Big Data is Big Business
Om Malik also talks about the era of big data and recent acquisitions in the analytics and data warehousing industry. Data Center Knowledge reported on IBM's acquisition of Netezza for $1.7 billion in cash, just after Oracle announced a cloud-based Exadata Elastic Service at Oracle World this year.

Also this past summer, EMC acquired data warehousing company Greenplum. This past week, EMC introduced the new EMC Greenplum Data Computing Appliance, an integrated data warehouse system using the Greenplum massively parallel processing (MPP) architecture. Using the Greenplum database 4.0, the appliance delivers data loading performance of 10 terabytes an hour. Greenplum was the foundation of the new Data Computing Products division at EMC.

Sensor Networks are Huge Data Generators
Giga Om's Stacey Higginbotham posted about how sensor network data tops social network data. Stephen Brobst, CTO of Teradata, reinforces Jeff Jonas' ideas that enterprises need help to take the exponentially rising hill of data and figure out how to manage it, what to keep and how to mine it for useful information.

The size of data continues to grow, we are about to leave the exabyte age, entering into the zettabyte age. To demonstrate how the sensor data accumulates Brobst explains "a Boeing jet generates 10 terabytes of information per engine every 30 minutes of flight. So for a single six hour, cross-country flight from New York to Los Angeles on a twin-engine Boeing 737 - the plane used by many carriers on this route - the total amount of data generated would be a massive 240 terabytes of data."

Teradata's research also reinforces the growth of data. In a recently releasedstudy titled The State of Business Intelligence in Academia, they explore whether tomorrow's workers will be up to the task of transforming massive amounts of data into business-relevant competitive advantage. They reference an IDC prediction that by 2020 the amount of data generated each year will reach 35 zettabytes. I (personally) think this is too low of an estimate, given the data and rate of change we are currently seeing.

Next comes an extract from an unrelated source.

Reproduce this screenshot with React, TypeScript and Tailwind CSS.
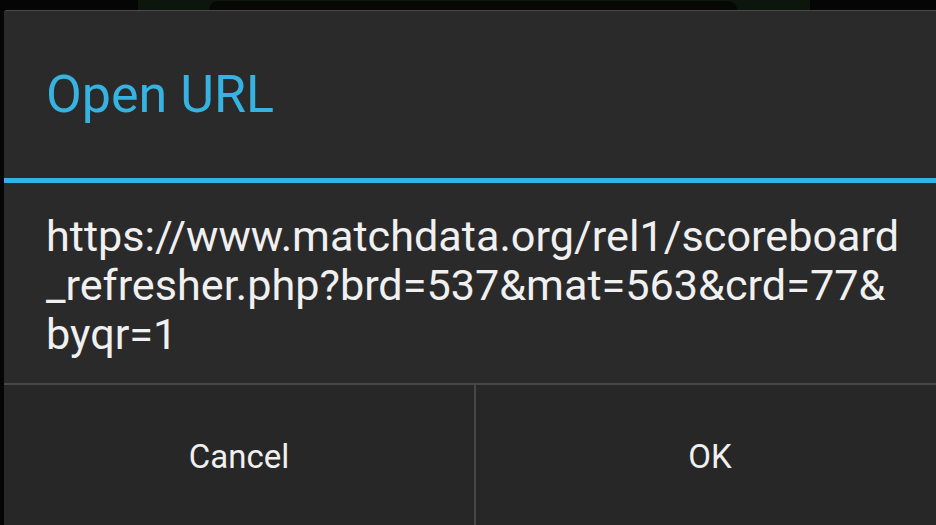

Data - Information - Knowledge - Decision Making
Many many years ago, I wanted to get into the field of knowledge management. I don't know if I could do much more than explain the concept at the time, but a favorite author of mine was (and is still now) Thomas Davenport. His recent collaboration, Analytics at Work: Smarter Decisions, Better Results, covers analytics as a powerful business tool for leveraging data in key business decisions and processes. Davenport was interviewed for an article in MIT Sloan Management Review this past summer, Are you Ready to Reeingineer Your Decision Making? In the article, he describes analytics as explanatory and predictive — why something happened and what might happen going forward.

Socialization of Data
Teradata has a site about the socialization of data - living in the age of "WOW." Integrating business intelligence and enterprise analytics platforms with social data on the consumer side brings about total enterprise awareness for fully informed business decision making. Going back to another point made in the Jeff Jonas interview, the extra layer of data added by an onslaught of social, geo-location data is making extrapolation even more challenging.

It can, of course, certainly add another layer of value to the data also, if processed properly. Look at the recent expansion of the duties of Google's Marissa Mayer, who is the vice president of search product and user experience. In addition to her current role, Google has placed her over the local service operations, managing geo/local products as well as a spot on their operating committee. As many others have pointed out, this underscores the importance that Google is placing (and perhaps will even more so in the near future) on localized data in their products.

After zettabyte comes yottabyte — so you can probably bet that the industry will keep building those data centers!